The residents already ascertain that the project has improved the sense of security as planned. The new recreational areas are popular and have driven out the shifty activities which used to dominate the area. Storm water is managed satisfactorily up to a 20-year rain event. Rain events larger than this can still be managed without any serious damage occurring (Fryd and Jensen, 2018).

Governance and implementation

The project organization comprised the municipality of Fredensborg, two affordable-housing associations, two charitable organizations, and later also the water utility company. A team of advisors (engineers and architects) won the competition and carried out the design and construction management as well as the participation process. An evaluation (Lund, 2018) stresses that this complex project with many partners demands a network approach, where all partners are considered equal, and cooperation is based on mutual confidence and an open exchange of knowledge. This approach clashed with other more conventional public leadership and management forms, municipal bureaucracy and law enforced new public management in the water utility company. Much time and an open mind from all partners was needed to sort out these conflicts, and legal assistance helped the partners to feel secure in the project organization (Lund, 2018).

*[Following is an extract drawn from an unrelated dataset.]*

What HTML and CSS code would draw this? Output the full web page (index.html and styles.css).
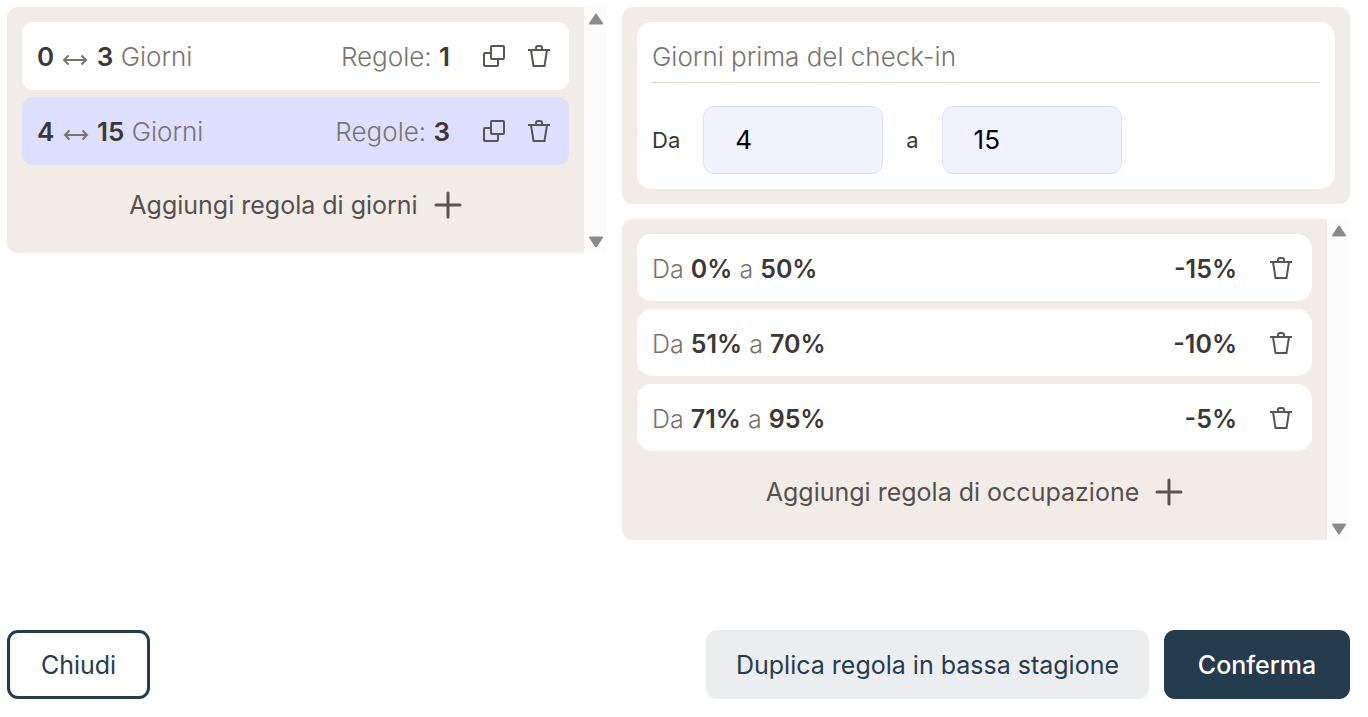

Residents were involved in the project, but only in the form of several public meetings where it was possible to comment on ideas and concrete projects and sub-projects. In one of the social housing estates the formal handover of the project for ongoing operations and maintenance from the contractor to the owner was unsuccessful. Formal contracts on the transfer of responsibility and money had not been effectuated and as a result five detention basins within the premises of the housing estate remain dry in year 2022, do not contribute to storm water management and have not been maintained for a period of 3–4 years (personal communication: water utility manager).

Transformational capacity

In this case, the involvement of two large charitable funding bodies meant that resources were set aside for a thorough evaluation of technical solutions (Fryd and Jensen, 2018), governance (Lund, 2018), and the impact on public life (Kiib and Marling, 2020). These evaluations are publicly available online. Although they all state that the project had challenges, not least in the relation to governance, they also acknowledge that the project was innovative regarding technical and governance aspects and that it has provided the area with new public spaces, of which many focused on much needed high-quality space for children.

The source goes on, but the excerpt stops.